Zweidrittelmehrheit für Putin

Russland Haushoher Sieg für Einiges Russland bei Wahlen. Kein Oppositioneller in der Duma vertreten

Die Chefin der Zentralen Wahlkommission, Ella Pamfilowa, prämiert die beste Journalistenfrage am Wahlabend mit einer Tasse Foto: S. Chirikov/dpa

AUS MOSKAU Klaus-Helge Donath

„Man kann mutig sagen, unsere Partei hat gewonnen“, meinte Dmitri Medwedjew freudestrahlend nach Bekanntgabe der ersten Ergebnisse der Dumawahl. Premier Medwedjew ist Chef und Spitzenkandidat der Kremlpartei Einiges Russland (ER). Das Zugpferd der Partei, der parteilose Wladimir Wladimirowitsch Putin, war auch sichtbar glücklich. „Wachsende politische Reife“ bestätigte er dem russischen Wähler angesichts der überwältigenden Mehrheit für die Regierungspartei.

Bislang hatte Präsident Putin fehlende Demokratie mit fehlender Reife des Bürger begründet. Dass der Wähler trotz Wirtschaftskrise vorbehaltlos die ER unterstützte, wertete der Kremlchef als Zeichen des Flüggewerdens. Er schien sogar ein wenig überrascht, dass der russische Wähler selbstlos materielles Wohlsein hintan stellt.

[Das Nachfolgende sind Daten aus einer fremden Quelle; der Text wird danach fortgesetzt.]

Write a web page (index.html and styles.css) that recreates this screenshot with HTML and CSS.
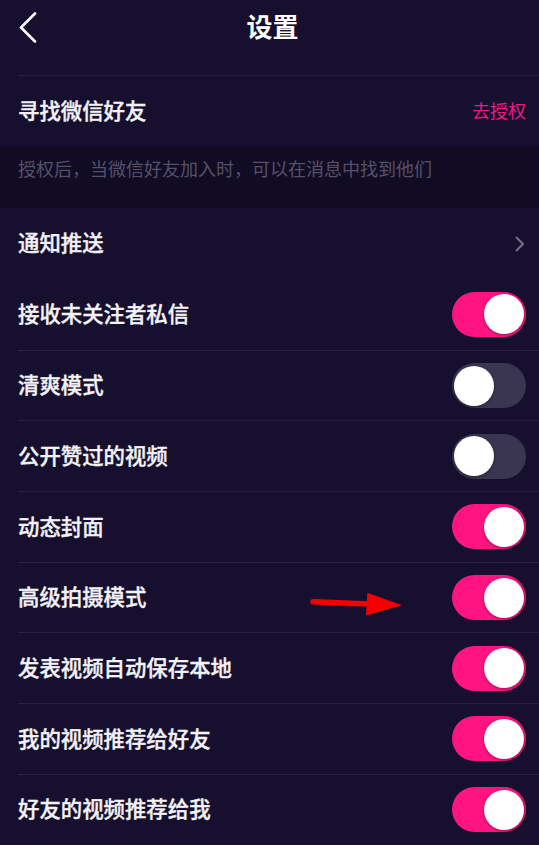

Mit einem so haushohen Sieg hatte auch der Kreml nicht gerechnet. Einiges Russland schnitt mit mehr als 54 Prozent besser ab als noch vor fünf Jahren. Damals erhielt ER 49 Prozent, stand jedoch unter dem Verdacht, bei dem Ergebnis massiv nachgeholfen zu haben. Weit abgeschlagen landeten die Kommunisten der KPRF mit 13, gefolgt von der nationalistischen LDPR ebenfalls mit 13 Prozent. Die dritte „systemkonforme“ Oppositionspartei, das sozial orientierte Gerechte Russland, erhielt sechs Prozent und zog damit nur knapp wieder in die Duma ein. KPRF und LDPR konnten kein Kapital aus der Krise schlagen, im Gegenteil sie verloren jeweils um etwa sechs Prozent gegenüber 2011.

Die oppositionelle Partei Jabloko und Parnas, die Partei des 2015 ermordeten Politikers Boris Nemzow, erhielten nur knapp zwei und 0,7 Prozent.

Zu einem Erdrutschsieg für die ER wurde die Wahl jedoch erst durch die Direktmandate. 225 der 450 Sitze in der Duma wurden seit 2003 erstmals wieder an Direktkandidaten vergeben. Damit wollte die ER einem schlechten Abschneiden über die Parteiliste vorbeugen. Nach außen stellte es der Kreml jedoch auch als ein Schritt in Richtung Demokratisierung dar. Die nicht „systemkonforme“ Opposition hätte somit eine Chance, zumindest ihre Spitzenleute über diese Mandate in die Duma zu schicken. Diese Rechnung ging auch nicht auf. Kein oppositioneller Kandidat schaffte den Sprung ins Parlament – auch nicht der Abgeordnete Dmitri Gudkow. Bei Abstimmungen sorgte das Exfraktionsmitglied der GR mit seiner meist einsamen Gegenstimme wenigstens einen Moment für Aufmerksamkeit.

Die ER dürfte mit mindestens 343 Abgeordneten in die Duma einziehen. Auf die anderen drei Parteien entfallen noch 107 Sitze. Damit verfügt die Kremlpartei über eine verfassungsändernde Zweidrittelmehrheit.

Die Wahlbeteiligung lag diesmal mit 48 Prozent so niedrig wie nie zuvor

Ein Novum dieses Wahlgangs war die Offenheit und Zugänglichkeit der Zentralen Wahlkommission. Die Menschenrechtlerin Ella Pamfilowa hatte den Vorsitz übernommen. Der Kreml wollte nach den Protesten 2011 dieser Wahl den Anstrich von Ehrlichkeit und Transparenz verleihen. Dies ist auch gelungen. Zumal Pamfilowa öffentlich Unregelmäßigkeiten einräumte. Die Gültigkeit des Ausgangs würden diese jedoch nicht infrage stellen.

Ganz so sauber sei es dann aber doch nicht abgelaufen, meinte der Leiter der Wahlbeobachter von der NGO Golos, Grigori Melkonjanz. So wurden Wähler mit Bussen von Wahllokal zu Wahllokal zur Mehrfachabstimmung gefahren. Die Wahlbeteiligung lag mit 48 Prozent so niedrig wie nie zuvor.